Each line of the material must be repeated precisely, with the pictures left out.
(begin)
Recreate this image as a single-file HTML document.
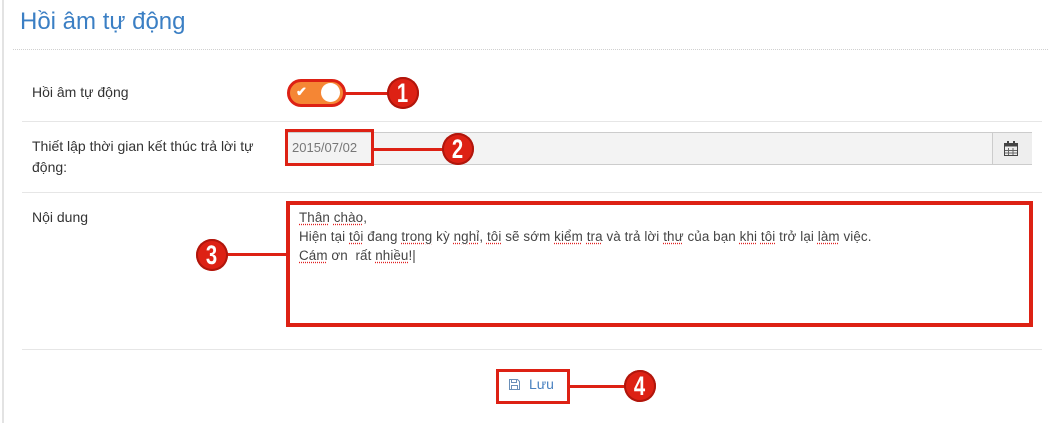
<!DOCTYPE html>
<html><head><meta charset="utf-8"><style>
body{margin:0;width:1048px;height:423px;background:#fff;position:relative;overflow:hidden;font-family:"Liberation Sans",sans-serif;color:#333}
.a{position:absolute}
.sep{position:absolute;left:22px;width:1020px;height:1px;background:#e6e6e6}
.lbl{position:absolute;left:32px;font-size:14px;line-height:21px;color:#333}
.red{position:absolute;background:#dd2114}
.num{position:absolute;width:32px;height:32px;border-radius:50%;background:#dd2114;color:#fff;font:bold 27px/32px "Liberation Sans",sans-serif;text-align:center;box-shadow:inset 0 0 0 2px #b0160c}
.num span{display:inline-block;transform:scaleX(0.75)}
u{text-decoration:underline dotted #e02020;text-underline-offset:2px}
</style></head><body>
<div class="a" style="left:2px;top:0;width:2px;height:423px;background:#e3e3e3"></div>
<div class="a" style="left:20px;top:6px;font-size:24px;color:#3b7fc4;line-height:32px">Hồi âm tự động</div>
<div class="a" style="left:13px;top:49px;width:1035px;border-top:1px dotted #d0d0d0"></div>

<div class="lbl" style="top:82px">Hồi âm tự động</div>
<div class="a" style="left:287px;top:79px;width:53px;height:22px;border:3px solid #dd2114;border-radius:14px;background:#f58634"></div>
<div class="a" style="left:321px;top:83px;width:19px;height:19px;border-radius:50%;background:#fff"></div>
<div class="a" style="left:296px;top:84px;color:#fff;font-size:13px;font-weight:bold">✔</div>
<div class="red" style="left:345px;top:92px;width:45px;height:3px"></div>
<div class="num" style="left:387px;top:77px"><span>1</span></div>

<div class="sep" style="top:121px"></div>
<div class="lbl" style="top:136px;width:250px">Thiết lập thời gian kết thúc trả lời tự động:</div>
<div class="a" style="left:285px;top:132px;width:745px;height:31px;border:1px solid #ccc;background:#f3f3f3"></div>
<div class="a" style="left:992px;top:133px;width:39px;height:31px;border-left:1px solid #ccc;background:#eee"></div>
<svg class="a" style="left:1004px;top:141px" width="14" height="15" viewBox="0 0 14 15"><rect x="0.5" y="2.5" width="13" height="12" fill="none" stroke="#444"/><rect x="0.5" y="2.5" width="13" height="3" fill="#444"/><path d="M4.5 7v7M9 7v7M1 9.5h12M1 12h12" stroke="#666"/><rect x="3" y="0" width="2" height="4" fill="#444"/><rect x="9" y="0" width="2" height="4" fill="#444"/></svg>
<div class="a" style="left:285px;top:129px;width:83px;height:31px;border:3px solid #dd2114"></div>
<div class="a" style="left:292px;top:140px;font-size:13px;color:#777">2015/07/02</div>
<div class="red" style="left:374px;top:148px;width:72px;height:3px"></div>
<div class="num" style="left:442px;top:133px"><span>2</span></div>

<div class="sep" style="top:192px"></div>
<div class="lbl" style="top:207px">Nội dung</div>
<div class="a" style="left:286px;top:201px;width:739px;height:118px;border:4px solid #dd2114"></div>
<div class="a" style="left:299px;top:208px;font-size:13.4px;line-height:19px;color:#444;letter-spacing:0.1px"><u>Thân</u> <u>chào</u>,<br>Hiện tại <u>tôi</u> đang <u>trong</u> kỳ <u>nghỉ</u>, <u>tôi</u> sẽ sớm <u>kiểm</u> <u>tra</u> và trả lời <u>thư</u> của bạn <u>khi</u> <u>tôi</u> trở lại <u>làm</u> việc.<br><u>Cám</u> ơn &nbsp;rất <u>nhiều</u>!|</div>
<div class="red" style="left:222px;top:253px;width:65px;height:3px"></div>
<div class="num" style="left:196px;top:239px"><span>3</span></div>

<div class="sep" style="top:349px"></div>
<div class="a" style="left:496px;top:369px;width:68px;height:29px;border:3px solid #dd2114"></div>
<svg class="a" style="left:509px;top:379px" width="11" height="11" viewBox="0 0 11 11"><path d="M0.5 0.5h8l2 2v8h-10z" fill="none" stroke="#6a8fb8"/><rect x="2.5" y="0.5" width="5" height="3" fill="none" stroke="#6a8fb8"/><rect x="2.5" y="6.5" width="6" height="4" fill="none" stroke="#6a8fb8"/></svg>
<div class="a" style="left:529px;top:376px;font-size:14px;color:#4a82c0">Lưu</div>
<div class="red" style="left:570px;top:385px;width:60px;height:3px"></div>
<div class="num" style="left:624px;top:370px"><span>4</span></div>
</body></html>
(end)
__SOLUTION TO THIS EXERCISE__.
Recreate this image as a single-file HTML document.
<!DOCTYPE html>
<html><head><meta charset="utf-8"><style>
body{margin:0;width:1048px;height:423px;background:#fff;position:relative;overflow:hidden;font-family:"Liberation Sans",sans-serif;color:#333}
.a{position:absolute}
.sep{position:absolute;left:22px;width:1020px;height:1px;background:#e6e6e6}
.lbl{position:absolute;left:32px;font-size:14px;line-height:21px;color:#333}
.red{position:absolute;background:#dd2114}
.num{position:absolute;width:32px;height:32px;border-radius:50%;background:#dd2114;color:#fff;font:bold 27px/32px "Liberation Sans",sans-serif;text-align:center;box-shadow:inset 0 0 0 2px #b0160c}
.num span{display:inline-block;transform:scaleX(0.75)}
u{text-decoration:underline dotted #e02020;text-underline-offset:2px}
</style></head><body>
<div class="a" style="left:2px;top:0;width:2px;height:423px;background:#e3e3e3"></div>
<div class="a" style="left:20px;top:6px;font-size:24px;color:#3b7fc4;line-height:32px">Hồi âm tự động</div>
<div class="a" style="left:13px;top:49px;width:1035px;border-top:1px dotted #d0d0d0"></div>

<div class="lbl" style="top:82px">Hồi âm tự động</div>
<div class="a" style="left:287px;top:79px;width:53px;height:22px;border:3px solid #dd2114;border-radius:14px;background:#f58634"></div>
<div class="a" style="left:321px;top:83px;width:19px;height:19px;border-radius:50%;background:#fff"></div>
<div class="a" style="left:296px;top:84px;color:#fff;font-size:13px;font-weight:bold">✔</div>
<div class="red" style="left:345px;top:92px;width:45px;height:3px"></div>
<div class="num" style="left:387px;top:77px"><span>1</span></div>

<div class="sep" style="top:121px"></div>
<div class="lbl" style="top:136px;width:250px">Thiết lập thời gian kết thúc trả lời tự động:</div>
<div class="a" style="left:285px;top:132px;width:745px;height:31px;border:1px solid #ccc;background:#f3f3f3"></div>
<div class="a" style="left:992px;top:133px;width:39px;height:31px;border-left:1px solid #ccc;background:#eee"></div>
<svg class="a" style="left:1004px;top:141px" width="14" height="15" viewBox="0 0 14 15"><rect x="0.5" y="2.5" width="13" height="12" fill="none" stroke="#444"/><rect x="0.5" y="2.5" width="13" height="3" fill="#444"/><path d="M4.5 7v7M9 7v7M1 9.5h12M1 12h12" stroke="#666"/><rect x="3" y="0" width="2" height="4" fill="#444"/><rect x="9" y="0" width="2" height="4" fill="#444"/></svg>
<div class="a" style="left:285px;top:129px;width:83px;height:31px;border:3px solid #dd2114"></div>
<div class="a" style="left:292px;top:140px;font-size:13px;color:#777">2015/07/02</div>
<div class="red" style="left:374px;top:148px;width:72px;height:3px"></div>
<div class="num" style="left:442px;top:133px"><span>2</span></div>

<div class="sep" style="top:192px"></div>
<div class="lbl" style="top:207px">Nội dung</div>
<div class="a" style="left:286px;top:201px;width:739px;height:118px;border:4px solid #dd2114"></div>
<div class="a" style="left:299px;top:208px;font-size:13.4px;line-height:19px;color:#444;letter-spacing:0.1px"><u>Thân</u> <u>chào</u>,<br>Hiện tại <u>tôi</u> đang <u>trong</u> kỳ <u>nghỉ</u>, <u>tôi</u> sẽ sớm <u>kiểm</u> <u>tra</u> và trả lời <u>thư</u> của bạn <u>khi</u> <u>tôi</u> trở lại <u>làm</u> việc.<br><u>Cám</u> ơn &nbsp;rất <u>nhiều</u>!|</div>
<div class="red" style="left:222px;top:253px;width:65px;height:3px"></div>
<div class="num" style="left:196px;top:239px"><span>3</span></div>

<div class="sep" style="top:349px"></div>
<div class="a" style="left:496px;top:369px;width:68px;height:29px;border:3px solid #dd2114"></div>
<svg class="a" style="left:509px;top:379px" width="11" height="11" viewBox="0 0 11 11"><path d="M0.5 0.5h8l2 2v8h-10z" fill="none" stroke="#6a8fb8"/><rect x="2.5" y="0.5" width="5" height="3" fill="none" stroke="#6a8fb8"/><rect x="2.5" y="6.5" width="6" height="4" fill="none" stroke="#6a8fb8"/></svg>
<div class="a" style="left:529px;top:376px;font-size:14px;color:#4a82c0">Lưu</div>
<div class="red" style="left:570px;top:385px;width:60px;height:3px"></div>
<div class="num" style="left:624px;top:370px"><span>4</span></div>
</body></html>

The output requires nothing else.